As I began contemplating what to say to her that would be the most useful I couldn't help but visualize myself in her position. (I really have been there, done that... and I have the worn out T-shirt to prove it.) I remember how difficult learning the ropes can be, probably because I'm still learning them. If I could go back and talk to the young mommy me, knowing what I know now, what would I say?

Dear Julie,
     
 I know you are tired and sore and never bargained on throwing up everyday for eight months straight, but don't wish it away. That Little Person wiggling around in you is so safe and warm and easy to take care of. Let her stay there for as long as possible and enjoy it. If the heartburn gets too bad let it remind you of the miracle you are lucky enough to be a part of. 
   
  When your sweet babies are born, please let someone take care of you. Those first few days are so magical and will be gone in a moment. Don't waste a single minute doing dishes or laundry or entertaining guests. You keep those first moments all to yourself. Your body needs to heal and you need to have all that energy saved for the next few months of sleepless nights.
   
 Speaking of sleepless nights, those will begin to gang up on you. Remember that everything of worth will require sacrifice. If you have to give something up, let it be the housekeeping. I promise that what others think of your vacuumed carpets will never compare to taking care of your health. Your children need you...and some reasonably nutritious food. Matching socks and coordinated outfits will mean nothing five years from now. A grouchy mother will be remembered for decades.(I know your teenagers, so I can assure you of this.)

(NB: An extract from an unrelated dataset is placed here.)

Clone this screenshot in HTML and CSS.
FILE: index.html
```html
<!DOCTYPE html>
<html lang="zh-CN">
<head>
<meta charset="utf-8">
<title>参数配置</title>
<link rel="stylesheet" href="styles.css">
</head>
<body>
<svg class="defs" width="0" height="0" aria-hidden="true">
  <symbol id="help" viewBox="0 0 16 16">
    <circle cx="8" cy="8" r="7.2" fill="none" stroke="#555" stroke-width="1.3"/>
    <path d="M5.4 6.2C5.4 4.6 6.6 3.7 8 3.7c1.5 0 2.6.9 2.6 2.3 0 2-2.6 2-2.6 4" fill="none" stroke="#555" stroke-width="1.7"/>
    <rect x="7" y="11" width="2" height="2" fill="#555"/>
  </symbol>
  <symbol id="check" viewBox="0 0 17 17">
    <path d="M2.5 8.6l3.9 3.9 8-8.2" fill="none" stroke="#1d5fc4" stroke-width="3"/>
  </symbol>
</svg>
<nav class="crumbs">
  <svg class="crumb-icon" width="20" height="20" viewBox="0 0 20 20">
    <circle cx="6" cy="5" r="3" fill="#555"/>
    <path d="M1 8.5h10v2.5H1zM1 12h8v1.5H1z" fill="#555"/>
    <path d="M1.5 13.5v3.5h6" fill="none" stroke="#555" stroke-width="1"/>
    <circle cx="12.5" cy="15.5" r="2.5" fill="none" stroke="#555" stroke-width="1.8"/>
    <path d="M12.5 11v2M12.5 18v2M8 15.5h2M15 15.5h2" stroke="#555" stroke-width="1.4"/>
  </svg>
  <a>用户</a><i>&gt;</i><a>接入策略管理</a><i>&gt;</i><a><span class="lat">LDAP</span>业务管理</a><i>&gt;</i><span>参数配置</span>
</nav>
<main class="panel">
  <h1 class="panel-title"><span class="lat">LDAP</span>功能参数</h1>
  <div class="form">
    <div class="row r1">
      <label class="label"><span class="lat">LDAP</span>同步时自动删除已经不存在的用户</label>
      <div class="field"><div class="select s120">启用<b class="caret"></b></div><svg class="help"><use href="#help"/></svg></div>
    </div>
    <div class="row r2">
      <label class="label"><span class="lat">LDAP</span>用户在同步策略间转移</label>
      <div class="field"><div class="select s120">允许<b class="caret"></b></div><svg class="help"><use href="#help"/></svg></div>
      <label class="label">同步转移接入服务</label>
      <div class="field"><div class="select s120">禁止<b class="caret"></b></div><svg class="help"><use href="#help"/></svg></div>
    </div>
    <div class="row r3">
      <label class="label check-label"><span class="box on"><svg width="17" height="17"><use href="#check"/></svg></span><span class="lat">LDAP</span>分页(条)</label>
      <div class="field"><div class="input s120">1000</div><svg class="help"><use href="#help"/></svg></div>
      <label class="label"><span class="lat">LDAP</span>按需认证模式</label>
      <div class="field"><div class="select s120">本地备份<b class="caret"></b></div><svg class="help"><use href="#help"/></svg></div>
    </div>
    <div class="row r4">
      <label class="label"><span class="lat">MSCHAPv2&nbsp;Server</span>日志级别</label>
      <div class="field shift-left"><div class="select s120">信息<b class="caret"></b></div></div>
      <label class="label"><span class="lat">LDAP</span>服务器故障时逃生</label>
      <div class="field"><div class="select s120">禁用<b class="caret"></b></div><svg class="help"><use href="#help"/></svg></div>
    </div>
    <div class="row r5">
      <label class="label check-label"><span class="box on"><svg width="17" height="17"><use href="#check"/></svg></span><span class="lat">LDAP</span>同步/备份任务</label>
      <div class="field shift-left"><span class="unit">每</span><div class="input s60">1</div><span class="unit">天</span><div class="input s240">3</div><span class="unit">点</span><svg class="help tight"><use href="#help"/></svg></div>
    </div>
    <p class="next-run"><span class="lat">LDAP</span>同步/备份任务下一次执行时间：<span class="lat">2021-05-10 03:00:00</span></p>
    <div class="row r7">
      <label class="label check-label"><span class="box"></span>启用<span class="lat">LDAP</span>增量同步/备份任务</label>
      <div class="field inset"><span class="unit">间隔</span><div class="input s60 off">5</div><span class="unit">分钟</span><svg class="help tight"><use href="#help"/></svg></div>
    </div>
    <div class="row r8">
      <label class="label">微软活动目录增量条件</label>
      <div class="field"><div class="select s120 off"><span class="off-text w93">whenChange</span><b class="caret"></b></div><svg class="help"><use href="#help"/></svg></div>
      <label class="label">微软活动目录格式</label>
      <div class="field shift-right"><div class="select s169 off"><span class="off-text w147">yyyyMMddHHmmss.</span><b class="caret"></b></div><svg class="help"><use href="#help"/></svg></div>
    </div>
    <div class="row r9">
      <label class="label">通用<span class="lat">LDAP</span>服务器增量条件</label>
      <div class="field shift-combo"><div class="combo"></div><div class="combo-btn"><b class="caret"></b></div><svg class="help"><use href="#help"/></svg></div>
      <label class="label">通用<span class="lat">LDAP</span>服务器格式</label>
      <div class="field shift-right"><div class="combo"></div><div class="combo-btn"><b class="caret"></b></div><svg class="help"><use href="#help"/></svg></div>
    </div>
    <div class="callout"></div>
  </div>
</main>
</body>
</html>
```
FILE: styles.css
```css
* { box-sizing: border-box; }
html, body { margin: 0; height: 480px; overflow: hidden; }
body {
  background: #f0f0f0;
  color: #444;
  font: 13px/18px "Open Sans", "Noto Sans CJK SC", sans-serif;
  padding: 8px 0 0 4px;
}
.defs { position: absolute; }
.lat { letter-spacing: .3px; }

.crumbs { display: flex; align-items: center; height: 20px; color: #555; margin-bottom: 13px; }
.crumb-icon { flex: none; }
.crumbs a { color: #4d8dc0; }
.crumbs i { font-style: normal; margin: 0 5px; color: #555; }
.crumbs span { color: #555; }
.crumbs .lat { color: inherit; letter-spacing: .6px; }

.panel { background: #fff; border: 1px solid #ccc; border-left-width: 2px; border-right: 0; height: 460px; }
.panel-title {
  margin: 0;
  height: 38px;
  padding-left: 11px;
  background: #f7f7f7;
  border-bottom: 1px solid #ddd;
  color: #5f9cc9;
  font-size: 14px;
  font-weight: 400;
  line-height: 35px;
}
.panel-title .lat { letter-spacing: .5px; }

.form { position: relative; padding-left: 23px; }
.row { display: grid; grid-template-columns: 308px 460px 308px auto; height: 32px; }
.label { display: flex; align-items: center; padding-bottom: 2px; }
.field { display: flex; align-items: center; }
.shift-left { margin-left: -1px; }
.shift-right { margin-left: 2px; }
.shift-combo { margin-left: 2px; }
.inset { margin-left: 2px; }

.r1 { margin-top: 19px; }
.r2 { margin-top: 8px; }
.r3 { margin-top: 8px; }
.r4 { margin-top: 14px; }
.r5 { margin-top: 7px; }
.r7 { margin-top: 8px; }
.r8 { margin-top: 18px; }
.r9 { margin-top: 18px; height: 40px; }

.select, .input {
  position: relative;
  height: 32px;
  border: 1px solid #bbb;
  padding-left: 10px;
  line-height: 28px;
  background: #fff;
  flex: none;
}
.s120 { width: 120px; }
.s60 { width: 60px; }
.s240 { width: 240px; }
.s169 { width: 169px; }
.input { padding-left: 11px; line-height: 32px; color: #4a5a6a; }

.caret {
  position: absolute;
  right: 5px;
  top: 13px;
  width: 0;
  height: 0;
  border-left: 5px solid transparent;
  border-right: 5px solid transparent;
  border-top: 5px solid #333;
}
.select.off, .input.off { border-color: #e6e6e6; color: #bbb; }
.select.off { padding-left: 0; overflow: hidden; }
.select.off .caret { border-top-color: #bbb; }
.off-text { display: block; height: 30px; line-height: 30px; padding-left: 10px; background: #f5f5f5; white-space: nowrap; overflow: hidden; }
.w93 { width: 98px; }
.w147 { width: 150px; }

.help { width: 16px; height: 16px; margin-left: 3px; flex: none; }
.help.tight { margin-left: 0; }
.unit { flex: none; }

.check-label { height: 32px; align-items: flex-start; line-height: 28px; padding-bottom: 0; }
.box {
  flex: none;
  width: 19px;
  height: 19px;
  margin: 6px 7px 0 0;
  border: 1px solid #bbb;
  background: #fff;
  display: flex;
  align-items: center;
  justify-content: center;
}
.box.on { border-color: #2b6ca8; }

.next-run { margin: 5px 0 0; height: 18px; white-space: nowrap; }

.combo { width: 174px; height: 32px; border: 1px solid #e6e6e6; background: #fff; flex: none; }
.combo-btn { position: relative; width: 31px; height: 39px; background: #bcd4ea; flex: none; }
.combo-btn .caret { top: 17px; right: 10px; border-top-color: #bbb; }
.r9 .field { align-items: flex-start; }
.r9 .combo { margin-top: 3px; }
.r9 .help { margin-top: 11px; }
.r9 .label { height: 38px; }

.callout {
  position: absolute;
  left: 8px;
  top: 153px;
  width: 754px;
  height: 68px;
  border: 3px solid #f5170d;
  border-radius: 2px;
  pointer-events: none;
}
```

   I know you are worried about what brands to buy and how much of this and when to do that. What you really need to do is trust yourself. You know what to do. You know when things ring true and when things just aren't right. Stand up for yourself. Stop trying to please everyone else. Just be you. You are the one that was blessed with this child. You are the one entitled to inspiration specific to her needs. Be strong!

    Take some time while your Little Person is still itty bitty and contemplate what you want your home to be like fifteen years from now. The habits you start now will be the mold that shapes tomorrow. You want your teenager to say his prayers, eat dinner at the table, tell you all about his day and then hug you goodnight, so start doing those things right now.

    I know you will spend most of your life struggling with organization. It just isn't a strength yet. But don't give up. The adversary will whisper in your ear that you are not good enough, that you don't measure up. He'll tell you that other women do everything you do and they do it better. Well just you send that evil whisper right back where it came from. You are the only you. God wouldn't have sent these particular children to your home if they required a pack-rat free environment. Just keep focusing on the things you do right and magnify the gifts you have been given. I'll write you again when I'm sixty and let you know all that is possible without eighteen diapers to change every day and toddlers that undo more than you can ever do.

   Pay close attention to everything your children say between the ages of 9 and 13. It will be a lot. They will talk until your ears will swell up. But listen to them, because if you do they will still be talking to you when they turn 14 and 15 and 16. And you want that.
  
  There is opposition to all things. There will be ups and there will be downs. Just ride them and learn from them and be gracious enough to help others that have been bucked off their horses. The really rough spots will not last forever and they will help you to recognize and appreciate the good times.

  One more thing before I go. That good man that is sitting next to you....tell him thank you..... a lot. He is sleepless and worried and tired, too. You mean everything to him. Hug him a little tighter and make sure he knows that he means everything to you! 

Love,

Yourself



 P.S. You won't always feel like dancing in the rain. That's okay. Just learn from your babies. Storms leave behind beautiful puddles!